**** RECORDED DATA ****

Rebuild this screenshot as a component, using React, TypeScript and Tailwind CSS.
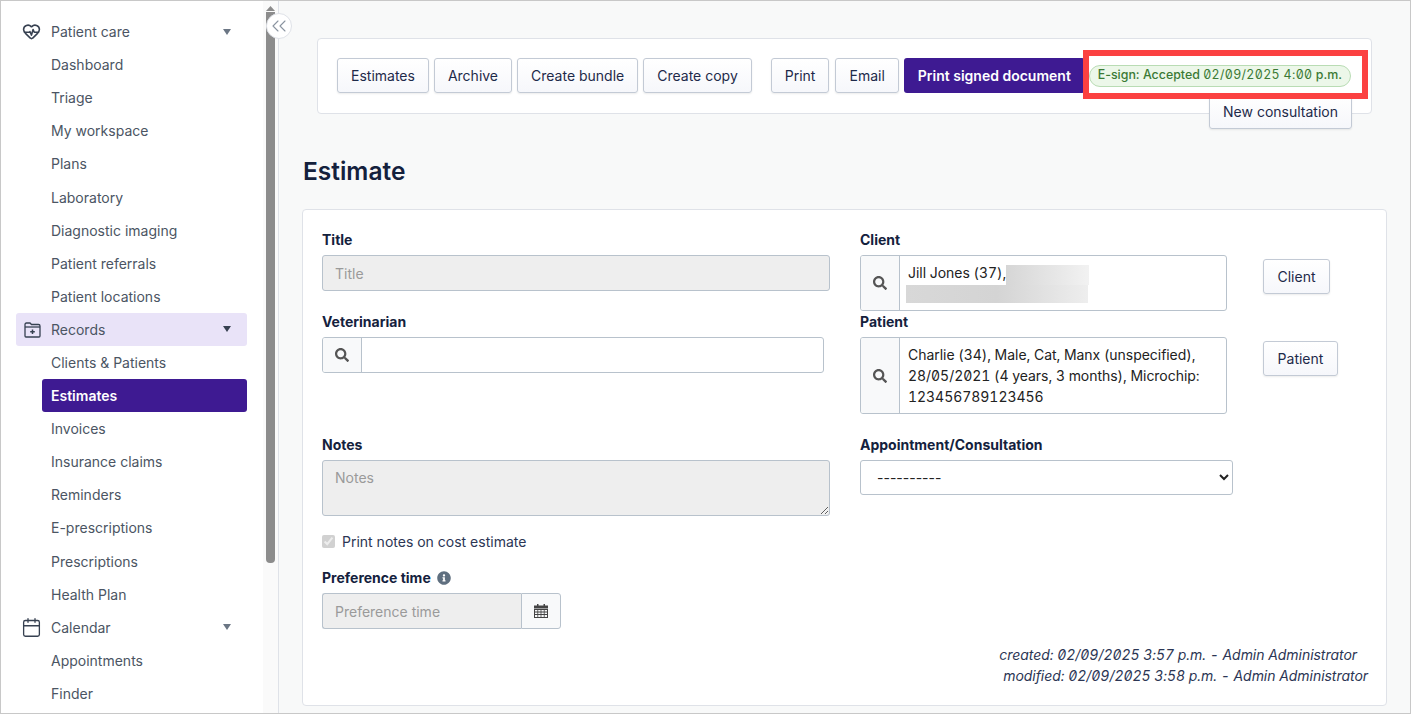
import { Calendar, ChevronsLeft, HeartPulse } from 'lucide-react'
import { FaInfoCircle, FaSearch } from 'react-icons/fa'

const carePages = ['Dashboard', 'Triage', 'My workspace', 'Plans', 'Laboratory', 'Diagnostic imaging', 'Patient referrals', 'Patient locations']
const recordPages = ['Clients & Patients', 'Estimates', 'Invoices', 'Insurance claims', 'Reminders', 'E-prescriptions', 'Prescriptions', 'Health Plan']
const calendarPages = ['Appointments', 'Finder']

const btn = 'h-[35px] px-[13px] bg-gradient-to-b from-white to-[#f6f7fb] border border-[#c3cad5] rounded-[3px] text-[14px] text-[#1e2a4a] shadow-[0_1px_2px_rgba(0,0,0,0.08)] whitespace-nowrap'
const label = 'block text-[14px] font-bold text-[#14213d] leading-4'
const disabledInput = 'bg-[#eeeeee] border border-[#b8c2cc] rounded-[3px] text-[14px] px-3 placeholder:text-[#9a9a9a]'

function FolderIcon() {
  return (
    <svg width="17" height="17" viewBox="0 0 17 17" fill="none" stroke="#374151" strokeWidth="1.3">
      <path d="M1 15V3.5C1 2.7 1.6 2 2.4 2H6l1.5 1.5h7c.8 0 1.5.6 1.5 1.4V15c0 .6-.4 1-1 1H2c-.6 0-1-.4-1-1Z" />
      <path d="M1 6h15" />
      <path d="M8.5 8.5v4.5M6.2 10.8h4.6" strokeWidth="1.5" />
    </svg>
  )
}

function GridCalendar() {
  return (
    <svg width="14" height="14" viewBox="0 0 14 14" fill="#444">
      <rect x="3" y="0" width="1.5" height="2" />
      <rect x="9.5" y="0" width="1.5" height="2" />
      <rect x="0" y="1.5" width="14" height="3" />
      <path
        fillRule="evenodd"
        d="M0 5h14v9H0ZM1 6v1.5h2.4V6Zm3.2 0v1.5h2.4V6Zm3.2 0v1.5h2.4V6Zm3.2 0v1.5H13V6ZM1 8.4v1.6h2.4V8.4Zm3.2 0v1.6h2.4V8.4Zm3.2 0v1.6h2.4V8.4Zm3.2 0v1.6H13V8.4ZM1 10.9v2.1h2.4v-2.1Zm3.2 0v2.1h2.4v-2.1Zm3.2 0v2.1h2.4v-2.1Zm3.2 0v2.1H13v-2.1Z"
      />
    </svg>
  )
}

function Caret({ dark }: { dark?: boolean }) {
  return (
    <svg width="10" height="6" viewBox="0 0 10 6" className="ml-auto mr-[15px]">
      <path d="M1 0h8L5 6Z" fill={dark ? '#374151' : '#6b7684'} />
    </svg>
  )
}

function NavGroup({ title, icon, pages, active }: { title: string; icon: React.ReactNode; pages: string[]; active?: boolean }) {
  return (
    <>
      <div className={`flex items-center h-[33.1px] rounded-[3px] pl-2 text-[14px] text-[#4b5563] ${active ? 'bg-[#e9e3f8]' : ''}`}>
        <span className="w-[27px] flex items-center">{icon}</span>
        {title}
        <Caret dark={active} />
      </div>
      {pages.map(p => (
        <div
          key={p}
          className={`flex items-center h-[33.1px] ml-[26px] pl-[9px] rounded-[3px] text-[14px] ${
            p === 'Estimates' ? 'bg-[#3e1a92] text-white font-semibold' : 'text-[#4b5563]'
          }`}
        >
          {p}
        </div>
      ))}
    </>
  )
}

function SearchAddon() {
  return (
    <span className="w-[39px] shrink-0 self-stretch flex items-center justify-center bg-[#f8f9fa] border-r border-[#b8c2cc] text-[#555]">
      <FaSearch size={14} />
    </span>
  )
}

export default function App() {
  return (
    <div className="relative h-[714px] w-[1411px] overflow-hidden flex border border-[#c8c8c8] bg-[#f8f9f9] font-['Inter',sans-serif]">
      <aside className="w-[278px] shrink-0 flex bg-white border-r border-[#dfe2e8]">
        <nav className="w-[246px] shrink-0 pt-[14px] pl-[15px]">
          <NavGroup title="Patient care" icon={<HeartPulse size={19} color="#374151" className="-ml-[2px]" />} pages={carePages} />
          <NavGroup title="Records" icon={<FolderIcon />} pages={recordPages} active />
          <NavGroup title="Calendar" icon={<Calendar size={21} strokeWidth={1.5} color="#374151" className="-ml-[3px]" />} pages={calendarPages} />
        </nav>
        <div className="ml-[16px] w-[15px] bg-[#fafafa] px-[3px] pt-[5px]">
          <svg width="9" height="5" viewBox="0 0 9 5" className="block">
            <path d="M4.5 0 9 5H0Z" fill="#8c8c8c" />
          </svg>
          <div className="mt-[1px] h-[551px] bg-[#8c8c8c] rounded-b-[4px]" />
        </div>
      </aside>

      <button className="absolute left-[265px] top-[12px] w-[26px] h-[26px] rounded-full bg-white border border-[#dfe2e8] flex items-center justify-center text-[#8a94a0]">
        <ChevronsLeft size={24} strokeWidth={1.1} />
      </button>

      <main className="flex-1 pl-[23px] pr-[23px] pt-[37px]">
        <div className="ml-[15px] mr-[15px] h-[76px] bg-white border border-[#dfe2e8] rounded-[4px] pl-[19px] pt-[19px]">
          <div className="flex items-center">
            <div className="flex gap-[5px]">
              <button className={btn}>Estimates</button>
              <button className={btn}>Archive</button>
              <button className={btn}>Create bundle</button>
              <button className={btn}>Create copy</button>
            </div>
            <div className="flex gap-[6px] ml-[19px]">
              <button className={btn}>Print</button>
              <button className={btn}>Email</button>
            </div>
            <button className="h-[35px] ml-[5px] px-[14px] bg-[#3e1a92] rounded-[3px] text-[14px] font-semibold text-white whitespace-nowrap">
              Print signed document
            </button>
            <span className="ml-[4px] flex items-center h-[22px] w-[262px] justify-center rounded-full bg-[#ecf7e9] border border-[#b9dcb4] text-[12.4px] font-medium text-[#3b7a35] whitespace-nowrap">
              E-sign: Accepted&nbsp;
              <span className="font-normal tracking-[0.35px] [font-feature-settings:'tnum','zero']">02/09/2025 4:00</span>
              &nbsp;p.m.
            </span>
          </div>
          <div className="flex justify-end pr-[19px] pt-[1px]">
            <button className={btn}>New consultation</button>
          </div>
        </div>

        <h1 className="mt-[41px] ml-[1px] text-[24.5px] leading-8 font-semibold text-[#14213d]">Estimate</h1>

        <section className="mt-[22px] h-[497px] bg-white border border-[#dfe2e8] rounded-[4px] pl-[19px] pt-[22px]">
          <div className="grid grid-cols-[508px_auto] gap-x-[30px] grid-rows-[82px_123px_auto]">
            <div>
              <label className={label}>Title</label>
              <input disabled placeholder="Title" className={`${disabledInput} mt-[7px] h-[36px] w-full block`} />
            </div>
            <div>
              <label className={label}>Client</label>
              <div className="mt-[7px] flex">
                <div className="w-[367px] h-[56px] flex bg-white border border-[#b8c2cc] rounded-[3px] overflow-hidden text-[14px] text-[#222]">
                  <SearchAddon />
                  <div className="pl-2 pt-[6px] leading-[21px] tracking-[-0.04px] [font-feature-settings:'tnum','zero']">
                    <div className="flex">
                      Jill Jones (37),
                      <span className="mt-[3px] w-[83px] h-5 bg-gradient-to-r from-[#d6d6d6] to-[#f2f2f2]" />
                    </div>
                    <div className="-ml-[2px] w-[182px] h-[18px] bg-gradient-to-r from-[#d8d8d8] via-[#d4d4d4] to-[#eeeeee]" />
                  </div>
                </div>
                <button className={`${btn} ml-[36px] mt-[4px] w-[67px]`}>Client</button>
              </div>
            </div>

            <div>
              <label className={label}>Veterinarian</label>
              <div className="mt-[7px] w-[502px] h-9 flex bg-white border border-[#b8c2cc] rounded-[3px] overflow-hidden">
                <SearchAddon />
              </div>
            </div>
            <div>
              <label className={label}>Patient</label>
              <div className="mt-[7px] flex">
                <div className="w-[367px] h-[77px] flex bg-white border border-[#b8c2cc] rounded-[3px] overflow-hidden text-[14px] text-[#222]">
                  <SearchAddon />
                  <div className="pl-2 pt-[6px] leading-[21px] tracking-[-0.04px] [font-feature-settings:'tnum','zero']">
                    Charlie (34), Male, Cat, Manx (unspecified),
                    <br />
                    28/05/2021 (4 years, 3 months), Microchip:
                    <br />
                    123456789123456
                  </div>
                </div>
                <button className={`${btn} ml-[36px] mt-[4px] w-[75px]`}>Patient</button>
              </div>
            </div>

            <div>
              <label className={label}>Notes</label>
              <textarea disabled placeholder="Notes" className={`${disabledInput} mt-[7px] h-[56px] w-full block pt-[6px]`} />
              <div className="mt-[15px] flex items-center text-[14px] text-[#2c3654]">
                <input type="checkbox" checked disabled readOnly className="w-[13px] h-[13px] accent-[#c9c9c9]" />
                <span className="ml-[7px]">Print notes on cost estimate</span>
              </div>
              <label className={`${label} mt-[18px] flex items-center`}>
                Preference time
                <FaInfoCircle size={14} className="ml-[6px] text-[#5f6f7f]" />
              </label>
              <div className="mt-[7px] flex w-[239px] h-[36px]">
                <input disabled placeholder="Preference time" className={`${disabledInput} flex-1 min-w-0 rounded-r-none border-r-0`} />
                <span className="w-[40px] flex items-center justify-center bg-[#f8f9fa] border border-[#b8c2cc] rounded-r-[3px]">
                  <GridCalendar />
                </span>
              </div>
            </div>
            <div>
              <label className={label}>Appointment/Consultation</label>
              <select className="mt-[7px] w-[373px] h-[35px] bg-white border border-[#b8c2cc] rounded-[3px] px-3 text-[14px] text-[#222]">
                <option>----------</option>
              </select>
            </div>
          </div>

          <div className="mt-[15px] pr-[18px] text-right text-[14px] italic text-[#2c3654] leading-[21px] tracking-[-0.04px] [font-feature-settings:'tnum','zero']">
            <div className="pr-[11px]">created: 02/09/2025 3:57 p.m. - Admin Administrator</div>
            <div>modified: 02/09/2025 3:58 p.m. - Admin Administrator</div>
          </div>
        </section>
      </main>

      <div className="absolute left-[1082px] top-[49px] w-[285px] h-[49px] border-[6px] border-[#fb4141] pointer-events-none" />
    </div>
  )
}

****

◆ **GIVEN PROBLEM**
Restate the material word for word from its first line through the line containing "const calendarPages = ['Appointments', 'Finder']", both included; the pictures do not belong in it.

◆ **TASK RESULT**
Rebuild this screenshot as a component, using React, TypeScript and Tailwind CSS.
import { Calendar, ChevronsLeft, HeartPulse } from 'lucide-react'
import { FaInfoCircle, FaSearch } from 'react-icons/fa'

const carePages = ['Dashboard', 'Triage', 'My workspace', 'Plans', 'Laboratory', 'Diagnostic imaging', 'Patient referrals', 'Patient locations']
const recordPages = ['Clients & Patients', 'Estimates', 'Invoices', 'Insurance claims', 'Reminders', 'E-prescriptions', 'Prescriptions', 'Health Plan']
const calendarPages = ['Appointments', 'Finder']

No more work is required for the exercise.